▸ Data:
** Begin **

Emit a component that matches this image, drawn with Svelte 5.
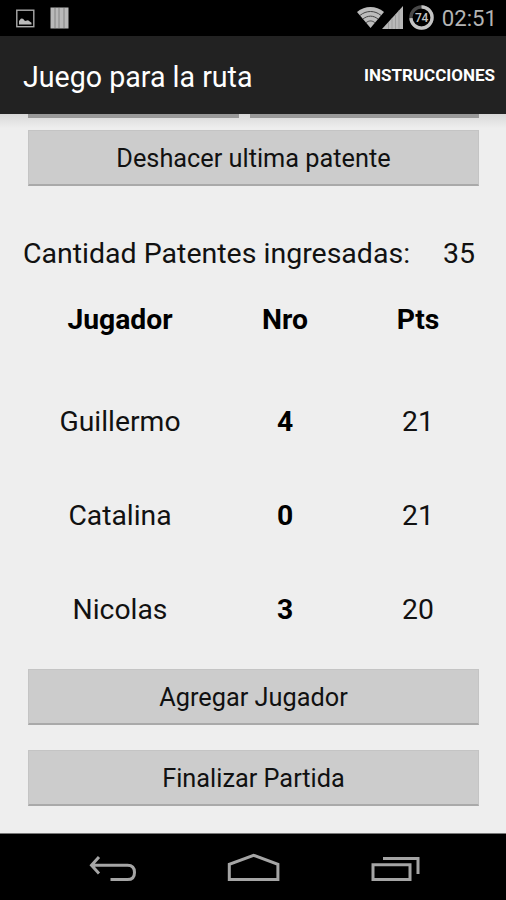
<script lang="ts">
  interface Player {
    name: string;
    nro: number;
    pts: number;
  }

  let players: Player[] = [
    { name: 'Guillermo', nro: 4, pts: 21 },
    { name: 'Catalina', nro: 0, pts: 21 },
    { name: 'Nicolas', nro: 3, pts: 20 }
  ];

  let total = 35;
  let battery = 74;
  let time = '02:51';
</script>

<div class="screen">
  <div class="status-bar">
    <div class="notifications">
      <svg width="19" height="19" viewBox="0 0 19 19">
        <rect x="0.8" y="1.2" width="17" height="16.5" fill="none" stroke="#aaa" stroke-width="1.4" />
        <path d="M3 15.5V12l2-2.5 2 .3 2 2.2 3-.8 3.5 2.6v1.7z" fill="#bbb" />
      </svg>
      <svg width="19" height="22" viewBox="0 0 19 22">
        <rect x="0.5" y="0.5" width="18" height="21" fill="#b9b9b9" />
        <path d="M5 1v20M9 1v20M14 1v20" stroke="#848484" stroke-width="1" />
      </svg>
    </div>
    <div class="system">
      <svg class="wifi" width="27" height="21" viewBox="0 0 27 21">
        <path d="M0 5C8-1.6 19-1.6 27 5L13.5 21z" fill="#bcbcbc" />
        <path d="M3 8.4c6.2-5.2 14.8-5.2 21 0M6 12c4.6-3.8 10.4-3.8 15 0M9.2 15.6c2.7-2.2 5.9-2.2 8.6 0" fill="none" stroke="#444" stroke-width="1" />
      </svg>
      <svg class="signal" width="21" height="23" viewBox="0 0 21 23">
        <path d="M0 23L21 0v23z" fill="#b8b8b8" />
        <path d="M6.5 16v7M10 12.5v10.5M13.5 8.5v14.5M17 4.5v18.5" stroke="#999" stroke-width="0.9" />
      </svg>
      <svg class="battery" width="25" height="25" viewBox="0 0 25 25">
        <circle cx="12.5" cy="12.5" r="10.6" fill="none" stroke="#484848" stroke-width="3.2" />
        <circle
          cx="12.5"
          cy="12.5"
          r="10.6"
          fill="none"
          stroke="#c4c4c4"
          stroke-width="3.2"
          pathLength="100"
          stroke-dasharray="{battery} 100"
          transform="rotate(-90 12.5 12.5)"
        />
        <text x="12.4" y="16.6" text-anchor="middle">{battery}</text>
      </svg>
      <span class="clock">{time}</span>
    </div>
  </div>

  <header class="action-bar">
    <h1>Juego para la ruta</h1>
    <button class="menu-action">INSTRUCCIONES</button>
  </header>

  <main>
    <!-- bottom edge of the two buttons scrolled under the action bar -->
    <div class="scrolled-row">
      <span></span>
      <span></span>
    </div>

    <button class="btn undo">Deshacer ultima patente</button>

    <div class="total">
      <span>Cantidad Patentes ingresadas:</span>
      <span>{total}</span>
    </div>

    <div class="row head">
      <span>Jugador</span>
      <span>Nro</span>
      <span>Pts</span>
    </div>
    {#each players as player}
      <div class="row">
        <span>{player.name}</span>
        <strong>{player.nro}</strong>
        <span>{player.pts}</span>
      </div>
    {/each}

    <button class="btn add">Agregar Jugador</button>
    <button class="btn finish">Finalizar Partida</button>
  </main>

  <nav class="nav-bar">
    <svg width="48" height="30" viewBox="0 -2 48 30">
      <path d="M10 2L2.5 10.2L10 18.4M3 10.2H38.5Q45.5 10.2 45.5 17.4Q45.5 24.6 38.5 24.6H21.500" />
    </svg>
    <svg width="54" height="30" viewBox="0 -2 54 30">
      <path d="M2.3 24.6V9.3L26.6 0.3L50.9 9.3V24.6z" />
    </svg>
    <svg width="50" height="30" viewBox="0 -2 50 30">
      <path d="M2 9.7H39V24.6H2zM12 3.5H47V19" />
    </svg>
  </nav>
</div>

<style>
  :global(body) {
    margin: 0;
    background: #000;
  }

  .screen {
    width: 506px;
    height: 900px;
    display: flex;
    flex-direction: column;
    overflow: hidden;
    font-family: Roboto, sans-serif;
    color: #111;
    background: #000;
  }

  button {
    font-family: inherit;
    border: none;
    padding: 0;
    color: inherit;
    cursor: pointer;
  }

  .status-bar {
    height: 36px;
    flex-shrink: 0;
    display: flex;
    justify-content: space-between;
    padding: 0 9px 0 16px;
    background: #000;
  }

  .notifications,
  .system {
    display: flex;
    align-items: center;
  }

  .notifications {
    gap: 15px;
  }

  .wifi {
    margin-bottom: 1px;
  }

  .signal {
    margin: 0 6px 2px -2px;
  }

  .battery {
    margin: 0 8px 2px 0;
  }

  .battery text {
    font-size: 12px;
    font-weight: 500;
    letter-spacing: -0.5px;
    fill: #c4c4c4;
  }

  .clock {
    font-size: 22.2px;
    line-height: 38px;
    color: #b4b4b4;
  }

  .action-bar {
    height: 78px;
    flex-shrink: 0;
    display: flex;
    align-items: center;
    justify-content: space-between;
    padding: 0 11px 0 23px;
    background: #222;
    color: #fff;
  }

  h1 {
    margin: 3px 0 0;
    font-size: 28.6px;
    font-weight: 400;
    line-height: 36px;
    white-space: nowrap;
  }

  .menu-action {
    background: none;
    font-size: 17px;
    font-weight: 700;
  }

  main {
    height: 719px;
    flex-shrink: 0;
    display: flex;
    flex-direction: column;
    background: linear-gradient(#d8d8d8, #eee 14px);
  }

  .scrolled-row {
    display: grid;
    grid-template-columns: 211px 229px;
    gap: 11px;
    margin-left: 28px;
    height: 4px;
  }

  .scrolled-row span {
    background: #999;
  }

  .btn {
    height: 56px;
    flex-shrink: 0;
    margin: 0 27px 0 28px;
    padding-top: 2px;
    font-size: 25.3px;
    background: #ccc;
    border: 1px solid #c4c4c4;
    border-bottom: 2px solid #a9a9a9;
    display: flex;
    align-items: center;
    justify-content: center;
  }

  .undo {
    margin-top: 12px;
  }

  .total {
    display: flex;
    justify-content: space-between;
    margin: 48px 31px 0 23px;
    font-size: 28.5px;
    line-height: 40px;
    white-space: nowrap;
  }

  .row {
    display: grid;
    grid-template-columns: 192px 138px 128px;
    margin-left: 24px;
    font-size: 28.3px;
    line-height: 94.3px;
    text-align: center;
  }

  .row strong {
    color: #000;
  }

  .head {
    font-weight: 700;
    color: #000;
    line-height: 92px;
    margin-bottom: 8.5px;
  }

  .add {
    margin-top: 12px;
  }

  .finish {
    margin-top: 25px;
  }

  .nav-bar {
    height: 67px;
    flex-shrink: 0;
    box-sizing: border-box;
    display: flex;
    gap: 90px;
    padding: 19px 0 0 89px;
    border-top: 1px solid #777;
    background: #000;
  }

  .nav-bar path {
    fill: none;
    stroke: #a5a5a5;
    stroke-width: 3;
  }
</style>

** End **

▸ Goal: Transcribe the listing above verbatim. Omit the pictures.

▸ Complete output:
Emit a component that matches this image, drawn with Svelte 5.
<script lang="ts">
  interface Player {
    name: string;
    nro: number;
    pts: number;
  }

  let players: Player[] = [
    { name: 'Guillermo', nro: 4, pts: 21 },
    { name: 'Catalina', nro: 0, pts: 21 },
    { name: 'Nicolas', nro: 3, pts: 20 }
  ];

  let total = 35;
  let battery = 74;
  let time = '02:51';
</script>

<div class="screen">
  <div class="status-bar">
    <div class="notifications">
      <svg width="19" height="19" viewBox="0 0 19 19">
        <rect x="0.8" y="1.2" width="17" height="16.5" fill="none" stroke="#aaa" stroke-width="1.4" />
        <path d="M3 15.5V12l2-2.5 2 .3 2 2.2 3-.8 3.5 2.6v1.7z" fill="#bbb" />
      </svg>
      <svg width="19" height="22" viewBox="0 0 19 22">
        <rect x="0.5" y="0.5" width="18" height="21" fill="#b9b9b9" />
        <path d="M5 1v20M9 1v20M14 1v20" stroke="#848484" stroke-width="1" />
      </svg>
    </div>
    <div class="system">
      <svg class="wifi" width="27" height="21" viewBox="0 0 27 21">
        <path d="M0 5C8-1.6 19-1.6 27 5L13.5 21z" fill="#bcbcbc" />
        <path d="M3 8.4c6.2-5.2 14.8-5.2 21 0M6 12c4.6-3.8 10.4-3.8 15 0M9.2 15.6c2.7-2.2 5.9-2.2 8.6 0" fill="none" stroke="#444" stroke-width="1" />
      </svg>
      <svg class="signal" width="21" height="23" viewBox="0 0 21 23">
        <path d="M0 23L21 0v23z" fill="#b8b8b8" />
        <path d="M6.5 16v7M10 12.5v10.5M13.5 8.5v14.5M17 4.5v18.5" stroke="#999" stroke-width="0.9" />
      </svg>
      <svg class="battery" width="25" height="25" viewBox="0 0 25 25">
        <circle cx="12.5" cy="12.5" r="10.6" fill="none" stroke="#484848" stroke-width="3.2" />
        <circle
          cx="12.5"
          cy="12.5"
          r="10.6"
          fill="none"
          stroke="#c4c4c4"
          stroke-width="3.2"
          pathLength="100"
          stroke-dasharray="{battery} 100"
          transform="rotate(-90 12.5 12.5)"
        />
        <text x="12.4" y="16.6" text-anchor="middle">{battery}</text>
      </svg>
      <span class="clock">{time}</span>
    </div>
  </div>

  <header class="action-bar">
    <h1>Juego para la ruta</h1>
    <button class="menu-action">INSTRUCCIONES</button>
  </header>

  <main>
    <!-- bottom edge of the two buttons scrolled under the action bar -->
    <div class="scrolled-row">
      <span></span>
      <span></span>
    </div>

    <button class="btn undo">Deshacer ultima patente</button>

    <div class="total">
      <span>Cantidad Patentes ingresadas:</span>
      <span>{total}</span>
    </div>

    <div class="row head">
      <span>Jugador</span>
      <span>Nro</span>
      <span>Pts</span>
    </div>
    {#each players as player}
      <div class="row">
        <span>{player.name}</span>
        <strong>{player.nro}</strong>
        <span>{player.pts}</span>
      </div>
    {/each}

    <button class="btn add">Agregar Jugador</button>
    <button class="btn finish">Finalizar Partida</button>
  </main>

  <nav class="nav-bar">
    <svg width="48" height="30" viewBox="0 -2 48 30">
      <path d="M10 2L2.5 10.2L10 18.4M3 10.2H38.5Q45.5 10.2 45.5 17.4Q45.5 24.6 38.5 24.6H21.500" />
    </svg>
    <svg width="54" height="30" viewBox="0 -2 54 30">
      <path d="M2.3 24.6V9.3L26.6 0.3L50.9 9.3V24.6z" />
    </svg>
    <svg width="50" height="30" viewBox="0 -2 50 30">
      <path d="M2 9.7H39V24.6H2zM12 3.5H47V19" />
    </svg>
  </nav>
</div>

<style>
  :global(body) {
    margin: 0;
    background: #000;
  }

  .screen {
    width: 506px;
    height: 900px;
    display: flex;
    flex-direction: column;
    overflow: hidden;
    font-family: Roboto, sans-serif;
    color: #111;
    background: #000;
  }

  button {
    font-family: inherit;
    border: none;
    padding: 0;
    color: inherit;
    cursor: pointer;
  }

  .status-bar {
    height: 36px;
    flex-shrink: 0;
    display: flex;
    justify-content: space-between;
    padding: 0 9px 0 16px;
    background: #000;
  }

  .notifications,
  .system {
    display: flex;
    align-items: center;
  }

  .notifications {
    gap: 15px;
  }

  .wifi {
    margin-bottom: 1px;
  }

  .signal {
    margin: 0 6px 2px -2px;
  }

  .battery {
    margin: 0 8px 2px 0;
  }

  .battery text {
    font-size: 12px;
    font-weight: 500;
    letter-spacing: -0.5px;
    fill: #c4c4c4;
  }

  .clock {
    font-size: 22.2px;
    line-height: 38px;
    color: #b4b4b4;
  }

  .action-bar {
    height: 78px;
    flex-shrink: 0;
    display: flex;
    align-items: center;
    justify-content: space-between;
    padding: 0 11px 0 23px;
    background: #222;
    color: #fff;
  }

  h1 {
    margin: 3px 0 0;
    font-size: 28.6px;
    font-weight: 400;
    line-height: 36px;
    white-space: nowrap;
  }

  .menu-action {
    background: none;
    font-size: 17px;
    font-weight: 700;
  }

  main {
    height: 719px;
    flex-shrink: 0;
    display: flex;
    flex-direction: column;
    background: linear-gradient(#d8d8d8, #eee 14px);
  }

  .scrolled-row {
    display: grid;
    grid-template-columns: 211px 229px;
    gap: 11px;
    margin-left: 28px;
    height: 4px;
  }

  .scrolled-row span {
    background: #999;
  }

  .btn {
    height: 56px;
    flex-shrink: 0;
    margin: 0 27px 0 28px;
    padding-top: 2px;
    font-size: 25.3px;
    background: #ccc;
    border: 1px solid #c4c4c4;
    border-bottom: 2px solid #a9a9a9;
    display: flex;
    align-items: center;
    justify-content: center;
  }

  .undo {
    margin-top: 12px;
  }

  .total {
    display: flex;
    justify-content: space-between;
    margin: 48px 31px 0 23px;
    font-size: 28.5px;
    line-height: 40px;
    white-space: nowrap;
  }

  .row {
    display: grid;
    grid-template-columns: 192px 138px 128px;
    margin-left: 24px;
    font-size: 28.3px;
    line-height: 94.3px;
    text-align: center;
  }

  .row strong {
    color: #000;
  }

  .head {
    font-weight: 700;
    color: #000;
    line-height: 92px;
    margin-bottom: 8.5px;
  }

  .add {
    margin-top: 12px;
  }

  .finish {
    margin-top: 25px;
  }

  .nav-bar {
    height: 67px;
    flex-shrink: 0;
    box-sizing: border-box;
    display: flex;
    gap: 90px;
    padding: 19px 0 0 89px;
    border-top: 1px solid #777;
    background: #000;
  }

  .nav-bar path {
    fill: none;
    stroke: #a5a5a5;
    stroke-width: 3;
  }
</style>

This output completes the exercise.